CMA adjusts funds rules
The CMA has approved revisions to the Investment Funds Regulations, the Real Estate Investment Funds Regulation and a Glossary of Defined Terms used in the CMA’s regulations and rules, which will come into force in May 2021. The amendments are intended to improve the governance of investment funds and investor protection, in line with the international best practices and standards. Key changes enhance the role the board of directors of public funds and real estate private funds in supervising fund managers, and enhancing the level of transparency and disclosure in investment funds reporting. Other significant changes relate to the procedures for terminating and liquidating public and private funds, enable the offering and listing of closed-ended funds units, real estate investment traded funds units and exchange traded funds units in the Parallel Market (Nomu), and permitting public investment funds to subscribe for debt instruments issued via private placement.
Proposed restrictions on Government contracts with foreign companies
The Government has announced a new policy which would restrict Saudi Arabian government agencies, institutions and funds from entering into contracts with foreign counterparties which do not have a regional headquarters in the Kingdom, with effect from 1 January 2024. The proposed new policy is designed to encourage international companies seeking Government contracts to have their regional headquarters based in Saudi Arabia, and consequently facilitate greater employment and training opportunities for Saudi nationals in line with the Vision 2030. Reports indicate that the new restrictions should not affect foreign investors’ ability to do business in the private sector. Regulations are expected to be issued to give effect to this new policy.

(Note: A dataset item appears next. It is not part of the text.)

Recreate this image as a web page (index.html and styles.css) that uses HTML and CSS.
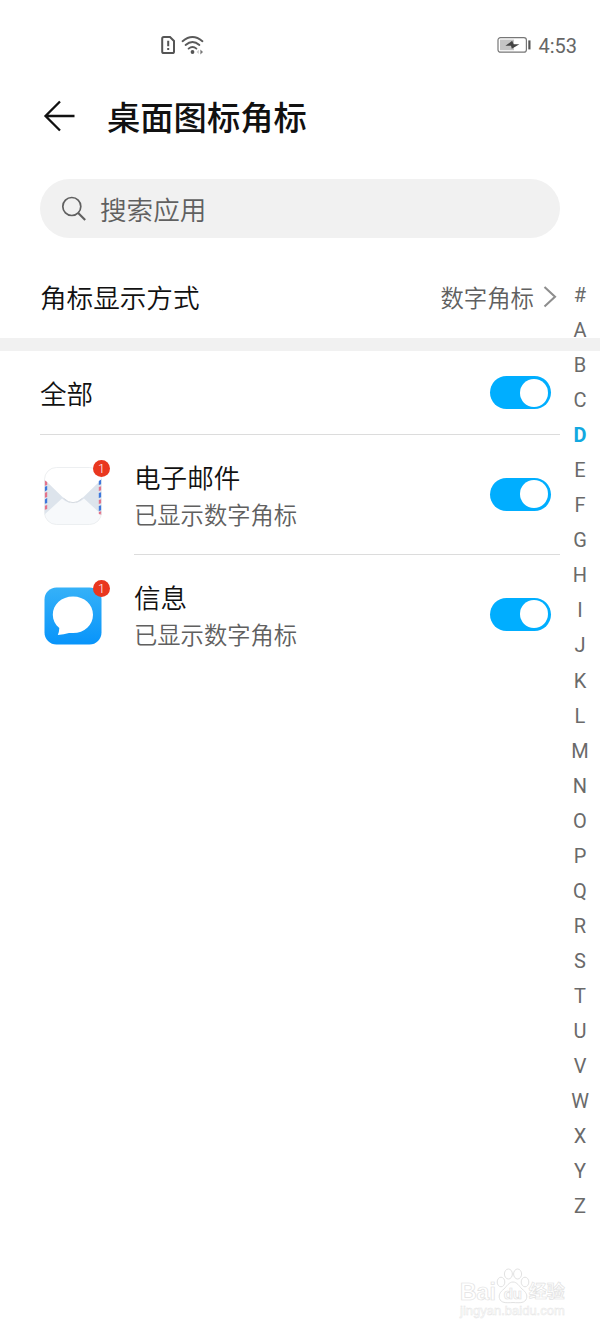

Oman issues list of business activities restricted from foreign investment
Following Oman’s new foreign investment regime coming into force in 2020 (under Royal Decree No.50 of 2019), secondary regulations have now been issued specifying the commercial activities in which foreign investment is restricted. Similar to other regional foreign investment regimes, Oman’s regime anticipates that companies engaged in certain activities are not eligible receive foreign investment. These activities are primarily in the manufacturing and retail sectors. Read more…
Oman issues new rules for public companies
Oman has issued new regulations for public joint stock companies under the Commercial Companies Law (enacted by Royal Decree No.18 of 2019). The rules include provisions relating to the establishment of public joint stock companies, public offerings of shares, mergers and conversions, terms, company management and general meetings.